→ RECORDED INFORMATION
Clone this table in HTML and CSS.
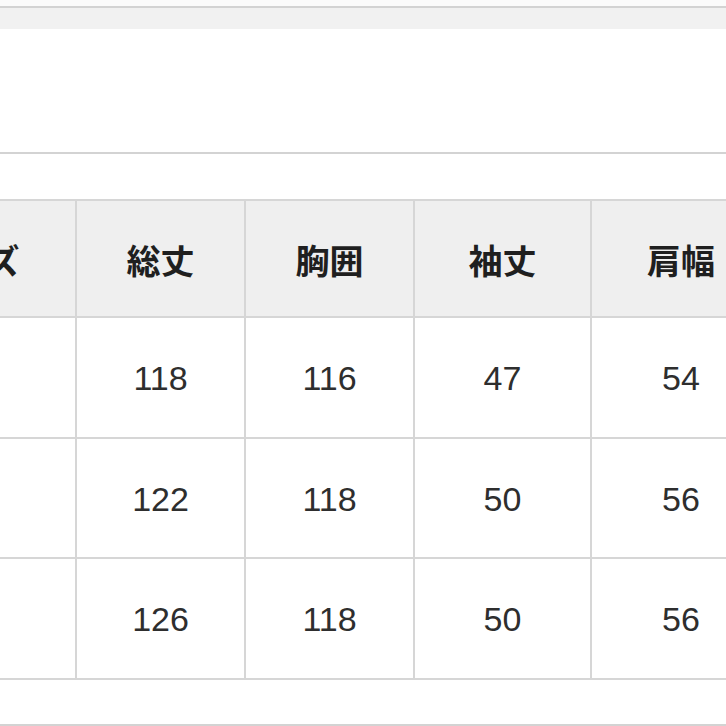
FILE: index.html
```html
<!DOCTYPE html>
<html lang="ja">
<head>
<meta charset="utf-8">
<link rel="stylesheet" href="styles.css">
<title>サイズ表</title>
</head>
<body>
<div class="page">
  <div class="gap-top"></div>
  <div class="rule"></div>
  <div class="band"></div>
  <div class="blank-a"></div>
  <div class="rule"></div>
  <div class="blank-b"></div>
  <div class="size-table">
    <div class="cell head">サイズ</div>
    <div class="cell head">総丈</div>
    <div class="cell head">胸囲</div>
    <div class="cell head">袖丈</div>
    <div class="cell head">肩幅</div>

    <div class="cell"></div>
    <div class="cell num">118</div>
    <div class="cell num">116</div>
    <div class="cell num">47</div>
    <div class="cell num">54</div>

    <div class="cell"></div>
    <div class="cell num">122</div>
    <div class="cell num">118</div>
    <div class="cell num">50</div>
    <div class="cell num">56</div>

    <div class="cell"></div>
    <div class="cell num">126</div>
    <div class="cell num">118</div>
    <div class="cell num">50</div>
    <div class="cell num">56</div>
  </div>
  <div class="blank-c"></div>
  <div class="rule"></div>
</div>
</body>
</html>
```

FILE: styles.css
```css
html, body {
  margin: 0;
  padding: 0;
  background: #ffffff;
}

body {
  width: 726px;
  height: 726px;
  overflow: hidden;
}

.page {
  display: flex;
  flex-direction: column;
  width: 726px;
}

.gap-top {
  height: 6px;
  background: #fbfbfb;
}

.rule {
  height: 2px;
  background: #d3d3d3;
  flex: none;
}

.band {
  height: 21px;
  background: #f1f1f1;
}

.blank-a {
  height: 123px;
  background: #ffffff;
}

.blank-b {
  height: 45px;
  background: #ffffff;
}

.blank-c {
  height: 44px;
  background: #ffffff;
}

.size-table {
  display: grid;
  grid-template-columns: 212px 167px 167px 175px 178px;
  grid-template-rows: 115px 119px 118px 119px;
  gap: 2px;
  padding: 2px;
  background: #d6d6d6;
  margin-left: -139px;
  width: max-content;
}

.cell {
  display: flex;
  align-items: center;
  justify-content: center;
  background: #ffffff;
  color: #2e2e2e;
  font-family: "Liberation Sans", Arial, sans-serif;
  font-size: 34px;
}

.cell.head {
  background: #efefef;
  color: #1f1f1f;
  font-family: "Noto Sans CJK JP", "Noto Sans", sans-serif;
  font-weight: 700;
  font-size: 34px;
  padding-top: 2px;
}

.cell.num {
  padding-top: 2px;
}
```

→ TASK STATEMENT
Output each line exactly; omit every picture.

→ THE RESPONSE
Clone this table in HTML and CSS.
FILE: index.html
```html
<!DOCTYPE html>
<html lang="ja">
<head>
<meta charset="utf-8">
<link rel="stylesheet" href="styles.css">
<title>サイズ表</title>
</head>
<body>
<div class="page">
  <div class="gap-top"></div>
  <div class="rule"></div>
  <div class="band"></div>
  <div class="blank-a"></div>
  <div class="rule"></div>
  <div class="blank-b"></div>
  <div class="size-table">
    <div class="cell head">サイズ</div>
    <div class="cell head">総丈</div>
    <div class="cell head">胸囲</div>
    <div class="cell head">袖丈</div>
    <div class="cell head">肩幅</div>

    <div class="cell"></div>
    <div class="cell num">118</div>
    <div class="cell num">116</div>
    <div class="cell num">47</div>
    <div class="cell num">54</div>

    <div class="cell"></div>
    <div class="cell num">122</div>
    <div class="cell num">118</div>
    <div class="cell num">50</div>
    <div class="cell num">56</div>

    <div class="cell"></div>
    <div class="cell num">126</div>
    <div class="cell num">118</div>
    <div class="cell num">50</div>
    <div class="cell num">56</div>
  </div>
  <div class="blank-c"></div>
  <div class="rule"></div>
</div>
</body>
</html>
```

FILE: styles.css
```css
html, body {
  margin: 0;
  padding: 0;
  background: #ffffff;
}

body {
  width: 726px;
  height: 726px;
  overflow: hidden;
}

.page {
  display: flex;
  flex-direction: column;
  width: 726px;
}

.gap-top {
  height: 6px;
  background: #fbfbfb;
}

.rule {
  height: 2px;
  background: #d3d3d3;
  flex: none;
}

.band {
  height: 21px;
  background: #f1f1f1;
}

.blank-a {
  height: 123px;
  background: #ffffff;
}

.blank-b {
  height: 45px;
  background: #ffffff;
}

.blank-c {
  height: 44px;
  background: #ffffff;
}

.size-table {
  display: grid;
  grid-template-columns: 212px 167px 167px 175px 178px;
  grid-template-rows: 115px 119px 118px 119px;
  gap: 2px;
  padding: 2px;
  background: #d6d6d6;
  margin-left: -139px;
  width: max-content;
}

.cell {
  display: flex;
  align-items: center;
  justify-content: center;
  background: #ffffff;
  color: #2e2e2e;
  font-family: "Liberation Sans", Arial, sans-serif;
  font-size: 34px;
}

.cell.head {
  background: #efefef;
  color: #1f1f1f;
  font-family: "Noto Sans CJK JP", "Noto Sans", sans-serif;
  font-weight: 700;
  font-size: 34px;
  padding-top: 2px;
}

.cell.num {
  padding-top: 2px;
}
```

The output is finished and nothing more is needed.